* [BRIEF]
Reproduce exactly, with no pictures, each line from the opening of the material down through the line containing "text-align: left;".

* [DATASET SECTION]
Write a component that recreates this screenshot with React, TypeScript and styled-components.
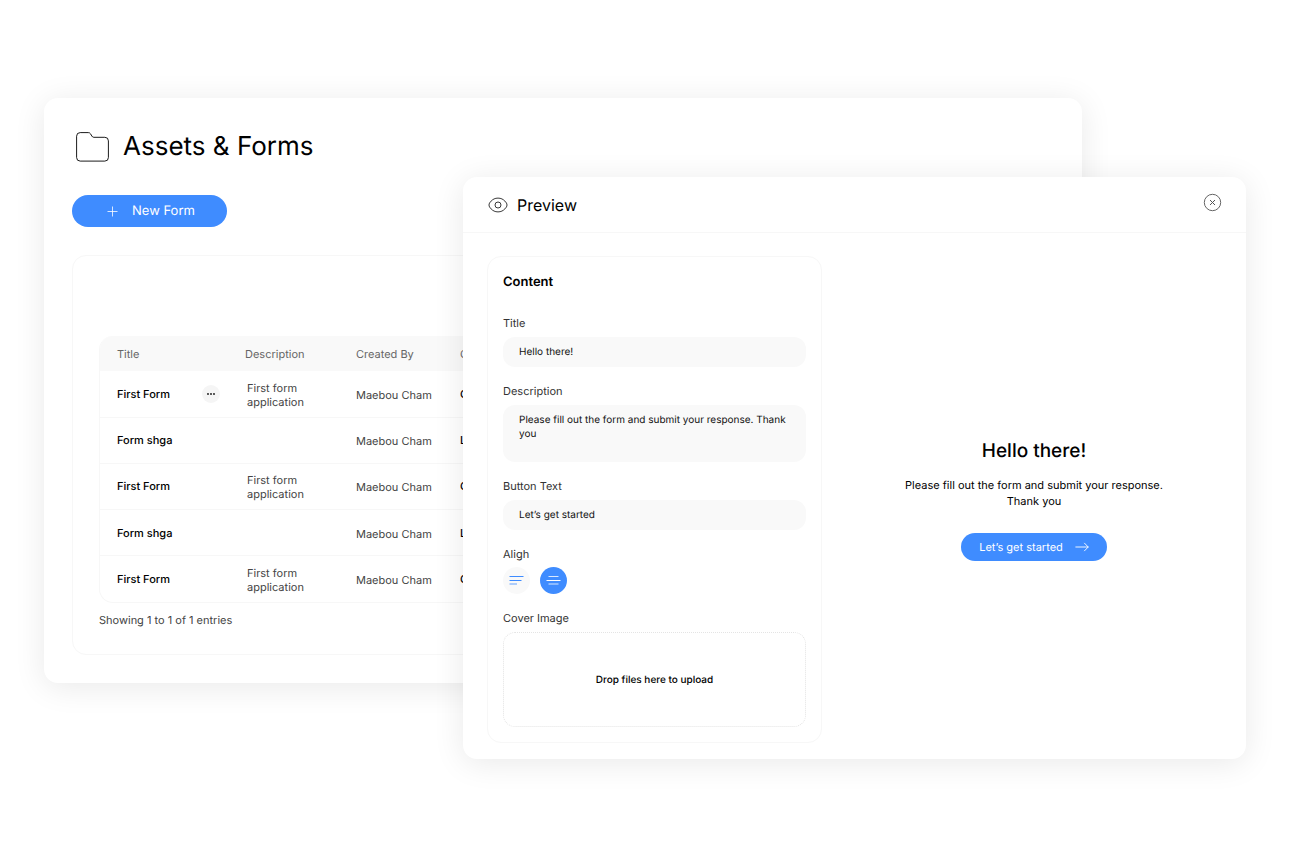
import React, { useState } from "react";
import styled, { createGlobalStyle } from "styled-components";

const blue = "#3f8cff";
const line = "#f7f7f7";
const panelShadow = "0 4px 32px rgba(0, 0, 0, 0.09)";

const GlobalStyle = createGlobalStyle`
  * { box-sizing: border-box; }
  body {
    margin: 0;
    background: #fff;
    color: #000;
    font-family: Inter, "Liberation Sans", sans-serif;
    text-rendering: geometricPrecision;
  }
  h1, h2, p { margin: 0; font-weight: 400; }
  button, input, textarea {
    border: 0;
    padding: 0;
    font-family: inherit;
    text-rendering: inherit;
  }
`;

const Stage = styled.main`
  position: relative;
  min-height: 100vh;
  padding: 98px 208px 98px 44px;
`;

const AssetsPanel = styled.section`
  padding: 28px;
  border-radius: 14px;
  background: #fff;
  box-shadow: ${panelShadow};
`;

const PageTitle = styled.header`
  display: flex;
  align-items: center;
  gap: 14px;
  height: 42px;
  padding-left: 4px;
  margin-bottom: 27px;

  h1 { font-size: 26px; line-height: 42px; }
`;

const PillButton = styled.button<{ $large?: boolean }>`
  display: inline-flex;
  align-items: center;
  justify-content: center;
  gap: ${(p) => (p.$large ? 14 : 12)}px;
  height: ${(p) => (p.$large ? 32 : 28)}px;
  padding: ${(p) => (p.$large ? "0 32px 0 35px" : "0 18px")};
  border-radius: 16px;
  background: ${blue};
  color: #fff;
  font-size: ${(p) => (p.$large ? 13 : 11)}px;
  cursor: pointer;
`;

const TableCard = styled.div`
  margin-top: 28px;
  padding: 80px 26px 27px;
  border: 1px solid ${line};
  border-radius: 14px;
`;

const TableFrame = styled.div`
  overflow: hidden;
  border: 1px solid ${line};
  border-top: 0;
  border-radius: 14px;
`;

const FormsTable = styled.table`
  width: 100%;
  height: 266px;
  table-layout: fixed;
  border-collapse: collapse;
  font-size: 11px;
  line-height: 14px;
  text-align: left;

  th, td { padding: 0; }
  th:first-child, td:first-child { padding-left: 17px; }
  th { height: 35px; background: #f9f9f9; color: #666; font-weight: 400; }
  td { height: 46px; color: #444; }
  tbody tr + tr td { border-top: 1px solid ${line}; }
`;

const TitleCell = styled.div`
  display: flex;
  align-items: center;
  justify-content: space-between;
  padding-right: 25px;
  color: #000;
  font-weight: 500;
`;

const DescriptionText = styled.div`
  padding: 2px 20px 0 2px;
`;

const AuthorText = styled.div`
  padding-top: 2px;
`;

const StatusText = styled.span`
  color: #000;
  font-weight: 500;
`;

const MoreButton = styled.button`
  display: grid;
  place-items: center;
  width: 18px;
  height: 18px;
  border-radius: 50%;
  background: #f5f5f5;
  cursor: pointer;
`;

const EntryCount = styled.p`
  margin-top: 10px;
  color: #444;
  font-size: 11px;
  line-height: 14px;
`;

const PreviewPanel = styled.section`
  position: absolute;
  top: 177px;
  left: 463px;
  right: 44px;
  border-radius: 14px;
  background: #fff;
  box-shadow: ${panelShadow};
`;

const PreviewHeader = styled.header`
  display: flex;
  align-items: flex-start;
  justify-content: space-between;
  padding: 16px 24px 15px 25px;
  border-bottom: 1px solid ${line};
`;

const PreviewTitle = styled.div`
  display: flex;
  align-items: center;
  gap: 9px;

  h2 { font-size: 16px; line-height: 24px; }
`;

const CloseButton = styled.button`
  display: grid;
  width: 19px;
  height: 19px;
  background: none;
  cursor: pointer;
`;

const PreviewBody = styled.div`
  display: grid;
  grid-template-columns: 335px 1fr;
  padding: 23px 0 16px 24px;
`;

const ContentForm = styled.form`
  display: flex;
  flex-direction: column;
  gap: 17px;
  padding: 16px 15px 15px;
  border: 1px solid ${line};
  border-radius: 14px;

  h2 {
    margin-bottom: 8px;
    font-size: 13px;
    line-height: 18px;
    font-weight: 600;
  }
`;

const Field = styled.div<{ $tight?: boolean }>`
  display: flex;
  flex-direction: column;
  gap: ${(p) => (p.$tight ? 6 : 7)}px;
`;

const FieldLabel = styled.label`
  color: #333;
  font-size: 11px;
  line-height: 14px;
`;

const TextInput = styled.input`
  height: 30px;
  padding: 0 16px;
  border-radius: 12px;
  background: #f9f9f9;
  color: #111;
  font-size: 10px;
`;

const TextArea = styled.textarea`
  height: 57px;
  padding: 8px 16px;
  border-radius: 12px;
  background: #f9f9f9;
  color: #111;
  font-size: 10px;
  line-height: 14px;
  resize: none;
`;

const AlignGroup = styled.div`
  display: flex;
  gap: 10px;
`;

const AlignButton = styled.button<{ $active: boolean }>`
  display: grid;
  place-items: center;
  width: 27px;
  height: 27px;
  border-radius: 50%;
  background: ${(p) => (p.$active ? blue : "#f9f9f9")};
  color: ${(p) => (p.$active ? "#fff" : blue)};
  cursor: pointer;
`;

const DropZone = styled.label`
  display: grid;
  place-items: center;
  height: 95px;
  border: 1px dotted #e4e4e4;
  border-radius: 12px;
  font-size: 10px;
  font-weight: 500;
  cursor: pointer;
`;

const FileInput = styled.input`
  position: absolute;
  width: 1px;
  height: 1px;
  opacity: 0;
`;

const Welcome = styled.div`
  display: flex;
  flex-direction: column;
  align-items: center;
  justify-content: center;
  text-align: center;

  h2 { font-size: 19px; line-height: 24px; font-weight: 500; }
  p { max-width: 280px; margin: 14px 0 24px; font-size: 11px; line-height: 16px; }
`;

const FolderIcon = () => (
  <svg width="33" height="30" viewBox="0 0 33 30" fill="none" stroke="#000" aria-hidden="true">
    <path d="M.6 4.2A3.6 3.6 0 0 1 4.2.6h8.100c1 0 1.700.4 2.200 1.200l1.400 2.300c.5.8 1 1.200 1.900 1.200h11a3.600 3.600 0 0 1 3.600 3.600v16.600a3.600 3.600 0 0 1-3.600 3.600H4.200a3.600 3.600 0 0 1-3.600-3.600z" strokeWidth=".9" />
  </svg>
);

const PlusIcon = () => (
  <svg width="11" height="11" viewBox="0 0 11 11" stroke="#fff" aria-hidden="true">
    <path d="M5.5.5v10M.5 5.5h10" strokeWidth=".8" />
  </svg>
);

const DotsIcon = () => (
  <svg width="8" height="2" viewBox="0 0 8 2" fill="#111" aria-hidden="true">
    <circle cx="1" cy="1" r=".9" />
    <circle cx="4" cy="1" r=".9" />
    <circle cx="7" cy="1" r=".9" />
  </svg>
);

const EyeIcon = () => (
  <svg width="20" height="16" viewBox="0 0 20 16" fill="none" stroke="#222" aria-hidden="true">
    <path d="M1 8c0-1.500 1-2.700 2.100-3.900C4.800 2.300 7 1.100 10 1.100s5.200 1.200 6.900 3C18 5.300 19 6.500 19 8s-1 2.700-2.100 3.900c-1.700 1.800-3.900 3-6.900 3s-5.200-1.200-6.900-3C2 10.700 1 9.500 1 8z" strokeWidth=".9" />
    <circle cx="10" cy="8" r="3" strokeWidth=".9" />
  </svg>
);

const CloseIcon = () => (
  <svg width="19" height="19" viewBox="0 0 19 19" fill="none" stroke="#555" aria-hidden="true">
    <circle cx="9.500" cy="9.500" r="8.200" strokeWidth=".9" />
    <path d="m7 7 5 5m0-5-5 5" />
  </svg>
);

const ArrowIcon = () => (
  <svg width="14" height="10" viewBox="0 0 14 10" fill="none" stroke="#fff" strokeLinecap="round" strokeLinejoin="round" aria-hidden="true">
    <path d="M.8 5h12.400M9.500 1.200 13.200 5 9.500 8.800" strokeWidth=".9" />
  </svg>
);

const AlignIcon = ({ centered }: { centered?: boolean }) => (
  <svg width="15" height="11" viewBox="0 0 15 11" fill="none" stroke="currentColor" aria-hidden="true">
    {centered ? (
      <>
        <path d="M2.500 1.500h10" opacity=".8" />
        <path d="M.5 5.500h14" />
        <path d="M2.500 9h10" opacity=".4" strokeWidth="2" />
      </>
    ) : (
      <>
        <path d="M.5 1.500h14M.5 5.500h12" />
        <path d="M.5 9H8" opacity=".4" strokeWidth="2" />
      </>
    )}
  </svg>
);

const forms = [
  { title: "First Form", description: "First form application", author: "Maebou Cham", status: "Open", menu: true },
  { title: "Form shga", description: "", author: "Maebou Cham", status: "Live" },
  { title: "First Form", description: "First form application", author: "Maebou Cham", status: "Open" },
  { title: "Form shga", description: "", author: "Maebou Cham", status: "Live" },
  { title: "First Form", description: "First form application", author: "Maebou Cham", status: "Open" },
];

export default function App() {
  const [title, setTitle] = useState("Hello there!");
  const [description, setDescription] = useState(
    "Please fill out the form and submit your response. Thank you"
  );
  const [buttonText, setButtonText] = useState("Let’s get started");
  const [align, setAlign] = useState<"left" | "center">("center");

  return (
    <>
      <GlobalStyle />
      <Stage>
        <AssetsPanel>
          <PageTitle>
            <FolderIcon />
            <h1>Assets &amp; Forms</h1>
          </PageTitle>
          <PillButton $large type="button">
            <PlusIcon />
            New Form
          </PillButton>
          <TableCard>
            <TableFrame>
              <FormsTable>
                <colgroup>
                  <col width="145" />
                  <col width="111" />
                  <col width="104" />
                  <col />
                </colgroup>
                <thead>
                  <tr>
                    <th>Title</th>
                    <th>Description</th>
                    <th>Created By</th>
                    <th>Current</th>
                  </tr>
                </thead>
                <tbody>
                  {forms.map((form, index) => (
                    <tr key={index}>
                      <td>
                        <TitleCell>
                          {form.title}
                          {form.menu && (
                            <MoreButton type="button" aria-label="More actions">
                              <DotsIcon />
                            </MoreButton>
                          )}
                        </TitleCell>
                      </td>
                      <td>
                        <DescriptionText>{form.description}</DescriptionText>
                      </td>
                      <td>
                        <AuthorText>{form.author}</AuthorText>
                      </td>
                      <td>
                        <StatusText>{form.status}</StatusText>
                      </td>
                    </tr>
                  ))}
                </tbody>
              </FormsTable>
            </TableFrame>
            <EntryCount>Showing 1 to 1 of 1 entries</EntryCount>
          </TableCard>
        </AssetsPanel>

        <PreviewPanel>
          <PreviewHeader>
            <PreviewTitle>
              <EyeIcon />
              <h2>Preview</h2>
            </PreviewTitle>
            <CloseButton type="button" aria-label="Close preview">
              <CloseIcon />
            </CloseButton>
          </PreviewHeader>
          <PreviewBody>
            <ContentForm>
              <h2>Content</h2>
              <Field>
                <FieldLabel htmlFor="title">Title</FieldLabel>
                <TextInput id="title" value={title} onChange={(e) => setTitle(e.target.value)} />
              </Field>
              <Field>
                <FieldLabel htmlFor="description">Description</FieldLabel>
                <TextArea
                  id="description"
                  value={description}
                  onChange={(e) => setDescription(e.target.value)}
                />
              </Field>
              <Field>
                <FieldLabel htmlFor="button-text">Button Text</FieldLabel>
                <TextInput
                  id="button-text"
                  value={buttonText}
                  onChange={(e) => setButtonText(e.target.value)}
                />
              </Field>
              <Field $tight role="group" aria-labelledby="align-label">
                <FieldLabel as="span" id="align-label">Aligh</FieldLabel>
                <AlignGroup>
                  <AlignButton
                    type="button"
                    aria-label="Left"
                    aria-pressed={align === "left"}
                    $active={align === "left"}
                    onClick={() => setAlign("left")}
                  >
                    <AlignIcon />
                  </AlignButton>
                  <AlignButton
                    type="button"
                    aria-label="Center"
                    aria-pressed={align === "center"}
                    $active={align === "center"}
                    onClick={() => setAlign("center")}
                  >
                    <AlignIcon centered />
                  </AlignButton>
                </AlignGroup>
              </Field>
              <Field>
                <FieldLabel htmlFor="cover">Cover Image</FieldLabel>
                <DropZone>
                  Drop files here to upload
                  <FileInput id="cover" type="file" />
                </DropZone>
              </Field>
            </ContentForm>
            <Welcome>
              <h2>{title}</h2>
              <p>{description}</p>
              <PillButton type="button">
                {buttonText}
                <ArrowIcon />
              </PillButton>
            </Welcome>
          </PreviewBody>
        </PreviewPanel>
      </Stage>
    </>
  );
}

* [RESPONSE]
Write a component that recreates this screenshot with React, TypeScript and styled-components.
import React, { useState } from "react";
import styled, { createGlobalStyle } from "styled-components";

const blue = "#3f8cff";
const line = "#f7f7f7";
const panelShadow = "0 4px 32px rgba(0, 0, 0, 0.09)";

const GlobalStyle = createGlobalStyle`
  * { box-sizing: border-box; }
  body {
    margin: 0;
    background: #fff;
    color: #000;
    font-family: Inter, "Liberation Sans", sans-serif;
    text-rendering: geometricPrecision;
  }
  h1, h2, p { margin: 0; font-weight: 400; }
  button, input, textarea {
    border: 0;
    padding: 0;
    font-family: inherit;
    text-rendering: inherit;
  }
`;

const Stage = styled.main`
  position: relative;
  min-height: 100vh;
  padding: 98px 208px 98px 44px;
`;

const AssetsPanel = styled.section`
  padding: 28px;
  border-radius: 14px;
  background: #fff;
  box-shadow: ${panelShadow};
`;

const PageTitle = styled.header`
  display: flex;
  align-items: center;
  gap: 14px;
  height: 42px;
  padding-left: 4px;
  margin-bottom: 27px;

  h1 { font-size: 26px; line-height: 42px; }
`;

const PillButton = styled.button<{ $large?: boolean }>`
  display: inline-flex;
  align-items: center;
  justify-content: center;
  gap: ${(p) => (p.$large ? 14 : 12)}px;
  height: ${(p) => (p.$large ? 32 : 28)}px;
  padding: ${(p) => (p.$large ? "0 32px 0 35px" : "0 18px")};
  border-radius: 16px;
  background: ${blue};
  color: #fff;
  font-size: ${(p) => (p.$large ? 13 : 11)}px;
  cursor: pointer;
`;

const TableCard = styled.div`
  margin-top: 28px;
  padding: 80px 26px 27px;
  border: 1px solid ${line};
  border-radius: 14px;
`;

const TableFrame = styled.div`
  overflow: hidden;
  border: 1px solid ${line};
  border-top: 0;
  border-radius: 14px;
`;

const FormsTable = styled.table`
  width: 100%;
  height: 266px;
  table-layout: fixed;
  border-collapse: collapse;
  font-size: 11px;
  line-height: 14px;
  text-align: left;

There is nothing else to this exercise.